Like, clearly what’s going wrong is that these things have identical input-output types—but the trivial model is learned in a totally different way, so you could just track types through… well, okay, through a complete specification of value learning. I guess such an argument wouldn’t be very useful, though, because it would be too entangled with the specific program used to do value learning, so it wouldn’t be very good at proving that noother type would count as a solution.
Ah yes, the trivial model of humans that says “whatever they do, that’s what they want.”
That’s a different type of trivial solution, but the idea is broadly similar—because the space of reasonable planners is so large, there’s lots of ways to slice up the policy into reward + bias. (As Paul puts it, the easy reward inference problem is still hard.)
Is there some argument similar to a type signature argument that would rule out such poorly-generalizing approaches, though?
I don’t think a type signature would help: the problem is that the class of planners/biases and the class of rewards are way too unconstrained. We probably need to just better understand what human planners are via cognitive science (or do a better translation between AI concepts and Human concepts).
That being said, there’s been a paper that I’ve put off writing for two years now, on why the Armstrong/Mindermann NFL theorem is kind of silly and how to get around it, maybe I will write it at some point :)
I’m less sure exactly how broadly applicable the argument is. For example, I haven’t thought as much about approaches that rely much more on corrigibility and less on having a good model of human values, though my best guess is that something similar still applies. My main goal here was to get across any intuition at all for why we might expect ontology identification to be a central obstacle.
My guess is it applies way less—a lot of the hope is that the basin of corrigibility is “large enough” that it should be obvious what to do, even if you can’t infer the whole human value function.
Great post!
If you haven’t seen it yet, it might be worth taking a look at the discussion on Ontology Identification on Arbital.
One nitpicky comment:
Well, technically, since we’re observing πhuman=dhuman(Uhuman) (where d is the planner) anyways, a model of irrationality could just actually “include the translation” to UAI. Specifically, we could also factor it as: d′human/AI(UAI)=dhuman(UAI∘τ−1)=πhuman. So there’s a trivial sense in which “better models of human irrationality” are sufficient. :^)
For example, if the human doesn’t know that the AI has stolen the diamond from the vault in the ELK problem, and gives a high reward to a hacked video feed, we can say this is an ontology identification problem, because the human doesn’t understand what the AI knows. But it’s “equally” valid to imagine that the human has a reward function grounded in the actual world and their planner is just biased to give high reward when the video feed shows a diamond!
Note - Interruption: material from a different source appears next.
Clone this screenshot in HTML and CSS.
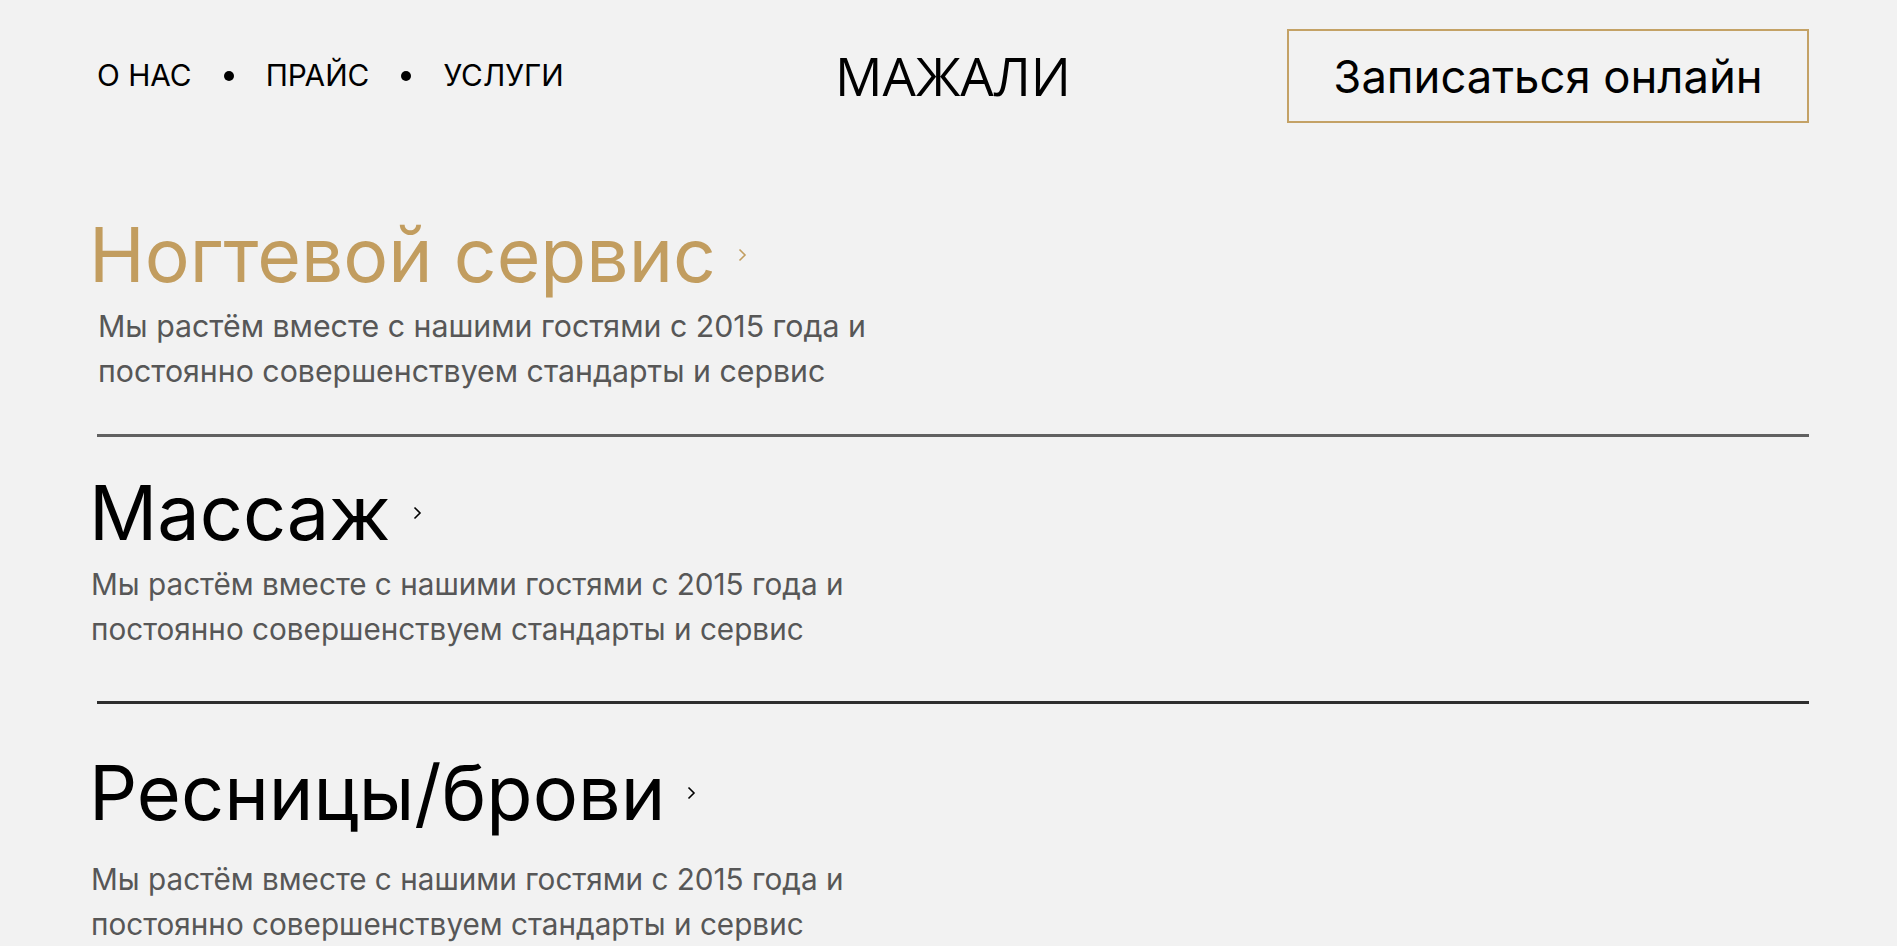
FILE: index.html
```html
<!DOCTYPE html>
<html lang="ru">
<head>
<meta charset="utf-8">
<title>МАЖАЛИ — услуги</title>
<link rel="stylesheet" href="styles.css">
</head>
<body>
<div class="page">
  <header class="header">
    <nav class="nav">
      <a class="nav-link" href="#">О НАС</a>
      <span class="nav-dot"></span>
      <a class="nav-link" href="#">ПРАЙС</a>
      <span class="nav-dot"></span>
      <a class="nav-link" href="#">УСЛУГИ</a>
    </nav>
    <div class="logo">МАЖАЛИ</div>
    <div class="header-action">
      <a class="btn-book" href="#">Записаться онлайн</a>
    </div>
  </header>

  <main class="services">
    <section class="service service--first">
      <h2 class="service-title service-title--active">
        <span>Ногтевой сервис</span>
        <svg class="chevron" viewBox="0 0 9 14" width="9" height="14"><polyline points="1.5,1.5 7,7 1.5,12.5"/></svg>
      </h2>
      <p class="service-desc service-desc--first">Мы растём вместе с нашими гостями с 2015 года и постоянно совершенствуем стандарты и сервис</p>
    </section>
    <hr class="divider divider--light">

    <section class="service service--second">
      <h2 class="service-title">
        <span>Массаж</span>
        <svg class="chevron" viewBox="0 0 9 14" width="9" height="14"><polyline points="1.5,1.5 7,7 1.5,12.5"/></svg>
      </h2>
      <p class="service-desc">Мы растём вместе с нашими гостями с 2015 года и постоянно совершенствуем стандарты и сервис</p>
    </section>
    <hr class="divider divider--dark">

    <section class="service service--third">
      <h2 class="service-title">
        <span>Ресницы/брови</span>
        <svg class="chevron" viewBox="0 0 9 14" width="9" height="14"><polyline points="1.5,1.5 7,7 1.5,12.5"/></svg>
      </h2>
      <p class="service-desc service-desc--spaced">Мы растём вместе с нашими гостями с 2015 года и постоянно совершенствуем стандарты и сервис</p>
    </section>
  </main>
</div>
</body>
</html>
```

FILE: styles.css
```css
* {
  box-sizing: border-box;
}

html, body {
  margin: 0;
  padding: 0;
  background: #f2f2f2;
}

body {
  font-family: Inter, "Noto Sans", "Liberation Sans", sans-serif;
  color: #000;
  overflow: hidden;
}

.page {
  padding: 29px 88px 0 97px;
}

/* Header */
.header {
  display: grid;
  grid-template-columns: 1fr auto 1fr;
  align-items: center;
  height: 94px;
}

.nav {
  display: flex;
  align-items: center;
  gap: 32px;
}

.nav-link {
  font-size: 29.8px;
  color: #000;
  text-decoration: none;
  line-height: 1;
}

.nav-dot {
  width: 10px;
  height: 10px;
  border-radius: 50%;
  background: #000;
}

.logo {
  font-family: "Open Sans", "Noto Sans", sans-serif;
  font-size: 52.8px;
  line-height: 1;
  color: #000;
  margin-top: 0;
}

.header-action {
  display: flex;
  justify-content: flex-end;
}

.btn-book {
  display: flex;
  align-items: center;
  justify-content: center;
  width: 522px;
  height: 94px;
  border: 2px solid #c4a266;
  font-size: 45.4px;
  color: #000;
  text-decoration: none;
}

/* Services */
.services {
  display: flex;
  flex-direction: column;
}

.service--first {
  padding-top: 87px;
  padding-bottom: 40px;
}

.service--second {
  padding-top: 31px;
  padding-bottom: 49px;
}

.service--third {
  padding-top: 44px;
}

.service-title {
  display: flex;
  align-items: center;
  margin: 0 0 0 -8px;
  font-size: 75.6px;
  font-weight: 400;
  line-height: 90px;
  color: #000;
}

.service-title--active {
  font-size: 75px;
  color: #c29d5f;
}

.chevron {
  margin-left: 22px;
  fill: none;
  stroke: currentColor;
  stroke-width: 1.6;
}

.service-desc {
  max-width: 820px;
  margin: 4px 0 0 -6px;
  font-size: 29.7px;
  line-height: 45px;
  color: #575757;
}

.service-desc--first {
  margin-top: 4px;
  margin-left: 1px;
  font-size: 30.3px;
}

.service-desc--spaced {
  margin-top: 19px;
}

.divider {
  margin: 0;
  height: 3px;
  border: 0;
}

.divider--light {
  background: #616161;
}

.divider--dark {
  background: #2e2e2e;
}
```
That being said, (IMO) a lot of the hope for “better models of human rationality” is to find conditions under which humans are less irrational or more informative. And I’d guess that you need to do AI-assisted cognitive science to ground the human biases into the AI’s world model. So I’m not sure there’s much difference in practice?
Ah yes, the trivial model of humans that says “whatever they do, that’s what they want.”
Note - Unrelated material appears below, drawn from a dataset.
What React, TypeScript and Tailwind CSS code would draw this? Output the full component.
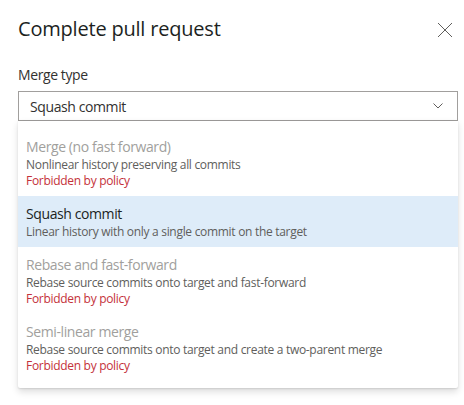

Is there some argument similar to a type signature argument that would rule out such poorly-generalizing approaches, though?
Like, clearly what’s going wrong is that these things have identical input-output types—but the trivial model is learned in a totally different way, so you could just track types through… well, okay, through a complete specification of value learning. I guess such an argument wouldn’t be very useful, though, because it would be too entangled with the specific program used to do value learning, so it wouldn’t be very good at proving that noother type would count as a solution.
That’s a different type of trivial solution, but the idea is broadly similar—because the space of reasonable planners is so large, there’s lots of ways to slice up the policy into reward + bias. (As Paul puts it, the easy reward inference problem is still hard.)
I don’t think a type signature would help: the problem is that the class of planners/biases and the class of rewards are way too unconstrained. We probably need to just better understand what human planners are via cognitive science (or do a better translation between AI concepts and Human concepts).
That being said, there’s been a paper that I’ve put off writing for two years now, on why the Armstrong/Mindermann NFL theorem is kind of silly and how to get around it, maybe I will write it at some point :)
My guess is it applies way less—a lot of the hope is that the basin of corrigibility is “large enough” that it should be obvious what to do, even if you can’t infer the whole human value function.